Julgo que uma empresa que não consiga evitar os despedimentos só poderá, de algum modo, limitar o potencial destrutivo desse movimento se conseguir comunicar, com verdade, o estado de necessidade que a leva a esse exercício, os critérios que seguiu na sua implementação e o cuidado colocado no tratamento das pessoas que tenham forçosamente de sair. 

Face à conjuntura de crise atual, como motivar as equipas?

Tendo esquemas de remuneração variável que abrangem todos os níveis da empresa, que premeiam o mérito e a obtenção de resultados; tendo prémios extraordinários para as pessoas das lojas e dos centros de distribuição; criando políticas e mecanismos de apoio social aos colaboradores em situação mais frágil, como fizemos logo em 2011, com a constituição do Fundo de Emergência Social, que dotamos anualmente de cerca de 2,5 milhões de euros para auxiliar os nossos colaboradores em dificuldades e as suas famílias.

Quais as grandes dificuldades que o seu setor enfrenta, a curto e a médio prazo? 

A principal dificuldade prende-se, fundamentalmente, com a perda de poder de compra e com a quebra dos níveis de confiança dos consumidores.

E oportunidades? 

O setor é suficientemente heterogéneo para tornar difícil a identificação de uma oportunidade partilhável por todos.

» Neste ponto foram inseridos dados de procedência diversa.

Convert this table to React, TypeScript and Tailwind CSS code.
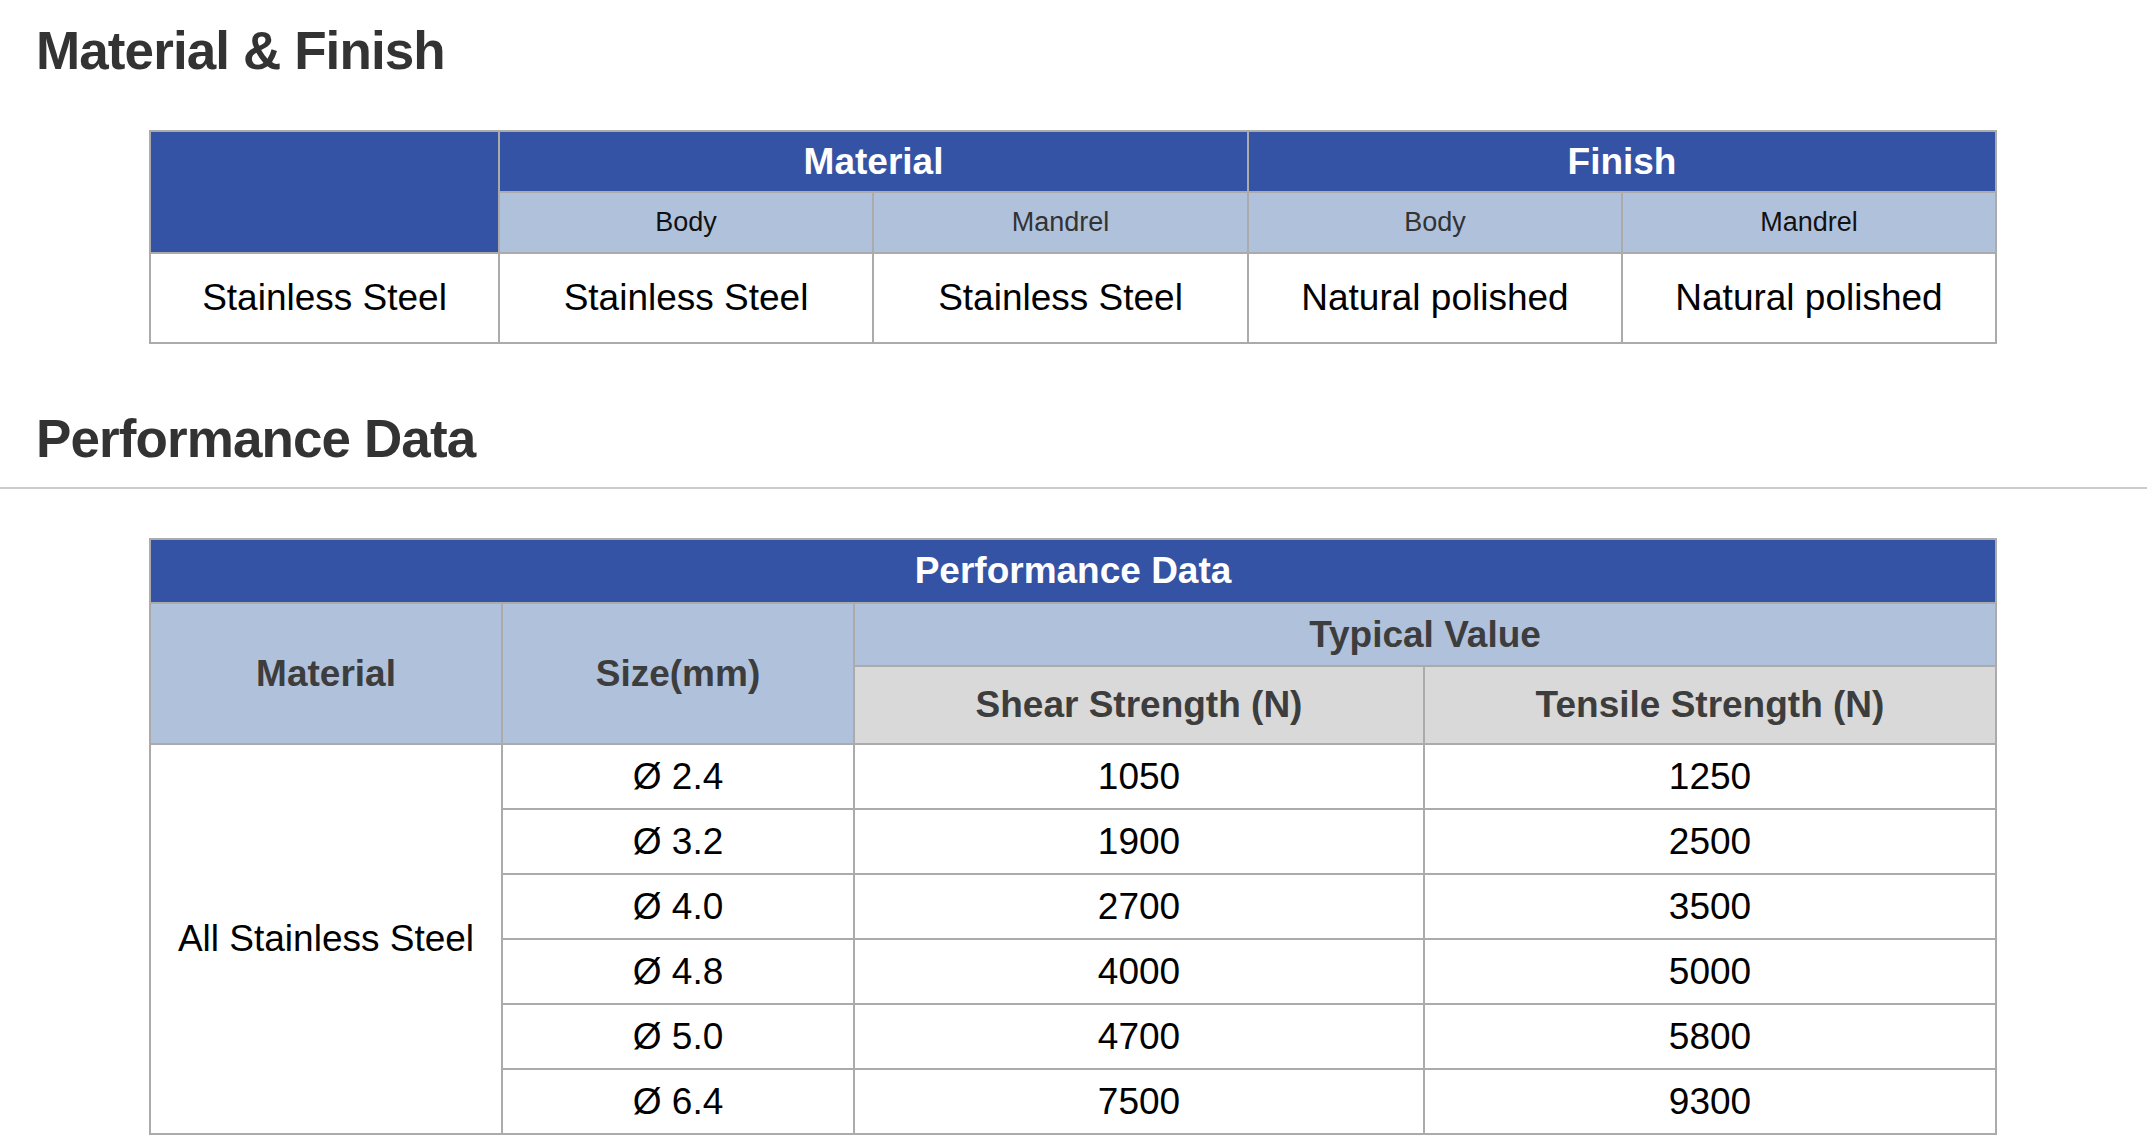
const materialRow = ['Stainless Steel', 'Stainless Steel', 'Stainless Steel', 'Natural polished', 'Natural polished'];

const performance = [
  { size: 'Ø 2.4', shear: '1050', tensile: '1250' },
  { size: 'Ø 3.2', shear: '1900', tensile: '2500' },
  { size: 'Ø 4.0', shear: '2700', tensile: '3500' },
  { size: 'Ø 4.8', shear: '4000', tensile: '5000' },
  { size: 'Ø 5.0', shear: '4700', tensile: '5800' },
  { size: 'Ø 6.4', shear: '7500', tensile: '9300' },
];

const cell = 'border-2 border-[#ababab] text-center align-middle p-0';

function SectionTitle({ children }: { children: string }) {
  return (
    <h2 className="pl-[36px] text-[53px] font-bold leading-none tracking-[-0.9px] text-[#333333]">{children}</h2>
  );
}

export default function App() {
  return (
    <div className="min-h-screen bg-white pt-[24px] pb-[13px] font-['Liberation_Sans',Arial,sans-serif]">
      <SectionTitle>Material &amp; Finish</SectionTitle>

      <table className="mt-[53px] ml-[149px] w-[1846px] table-fixed border-collapse">
        <colgroup>
          <col className="w-[349px]" />
          <col className="w-[374px]" />
          <col className="w-[375px]" />
          <col className="w-[374px]" />
          <col className="w-[374px]" />
        </colgroup>
        <thead>
          <tr className="h-[61px]">
            <th rowSpan={2} className={`${cell} bg-[#3453a5]`} />
            <th colSpan={2} className={`${cell} bg-[#3453a5] text-[37px] font-bold text-white`}>
              Material
            </th>
            <th colSpan={2} className={`${cell} bg-[#3453a5] text-[37px] font-bold text-white`}>
              Finish
            </th>
          </tr>
          <tr className="h-[61px]">
            <th className={`${cell} bg-[#b0c1dc] text-[27px] font-normal text-[#111111]`}>Body</th>
            <th className={`${cell} bg-[#b0c1dc] text-[27px] font-normal text-[#333333]`}>Mandrel</th>
            <th className={`${cell} bg-[#b0c1dc] text-[27px] font-normal text-[#333333]`}>Body</th>
            <th className={`${cell} bg-[#b0c1dc] text-[27px] font-normal text-[#111111]`}>Mandrel</th>
          </tr>
        </thead>
        <tbody>
          <tr className="h-[90px]">
            {materialRow.map((v, i) => (
              <td key={i} className={`${cell} text-[37px] text-black`}>
                {v}
              </td>
            ))}
          </tr>
        </tbody>
      </table>

      <div className="mt-[68px]">
        <SectionTitle>Performance Data</SectionTitle>
      </div>
      <div className="mt-[22px] h-[2px] w-full bg-[#cccccc]" />

      <table className="mt-[49px] ml-[149px] w-[1846px] table-fixed border-collapse">
        <colgroup>
          <col className="w-[352px]" />
          <col className="w-[352px]" />
          <col className="w-[570px]" />
          <col className="w-[572px]" />
        </colgroup>
        <thead>
          <tr className="h-[64px]">
            <th colSpan={4} className={`${cell} bg-[#3453a5] text-[37px] font-bold text-white`}>
              Performance Data
            </th>
          </tr>
          <tr className="h-[63px]">
            <th rowSpan={2} className={`${cell} bg-[#b0c1dc] text-[37px] font-bold text-[#3d3d3d]`}>
              Material
            </th>
            <th rowSpan={2} className={`${cell} bg-[#b0c1dc] text-[37px] font-bold text-[#3d3d3d]`}>
              Size(mm)
            </th>
            <th colSpan={2} className={`${cell} bg-[#b0c1dc] text-[37px] font-bold text-[#3d3d3d]`}>
              Typical Value
            </th>
          </tr>
          <tr className="h-[78px]">
            <th className={`${cell} bg-[#d9d9d9] text-[37px] font-bold text-[#3d3d3d]`}>Shear Strength (N)</th>
            <th className={`${cell} bg-[#d9d9d9] text-[37px] font-bold text-[#3d3d3d]`}>Tensile Strength (N)</th>
          </tr>
        </thead>
        <tbody>
          {performance.map((row, i) => (
            <tr key={row.size} className="h-[65px]">
              {i === 0 && (
                <td rowSpan={performance.length} className={`${cell} text-[37px] text-black`}>
                  All Stainless Steel
                </td>
              )}
              <td className={`${cell} text-[37px] text-black`}>{row.size}</td>
              <td className={`${cell} text-[37px] text-black`}>{row.shear}</td>
              <td className={`${cell} text-[37px] text-black`}>{row.tensile}</td>
            </tr>
          ))}
        </tbody>
      </table>
    </div>
  );
}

Para o grupo Jerónimo Martins, as oportunidades no curto e médio prazo passam sempre pela consolidação da internacionalização.

Entrevistas conduzidas pelo SOL e Oje.

 


Pedro-Soares-Santos-JMPedro Soares dos Santos é administrador-delegado e membro do Conselho de Administração da Jerónimo Martins (JM). Frequentou vários cursos de gestão em universidades internacionais como a Kellogg, Harvard, IMD, ou Darden, e iniciou a carreira profissional em 1983, na direção de operações do Pingo Doce. Dois anos depois, Pedro Soares dos Santos passou a desempenhar funções nas áreas de vendas e marketing da Iglo/Olá. Em 1990 ingressou no Recheio como diretor de operações. Em 1995 foi nomeado diretor-geral do Recheio e eleito administrador da Jerónimo Martins. Passados quatro anos ficou responsável pelas operações da JM na Polónia e no Brasil. Em 2001, e nos oito anos seguintes, assumiu a área da distribuição do grupo. É membro da Comissão Executiva da JM até 2009.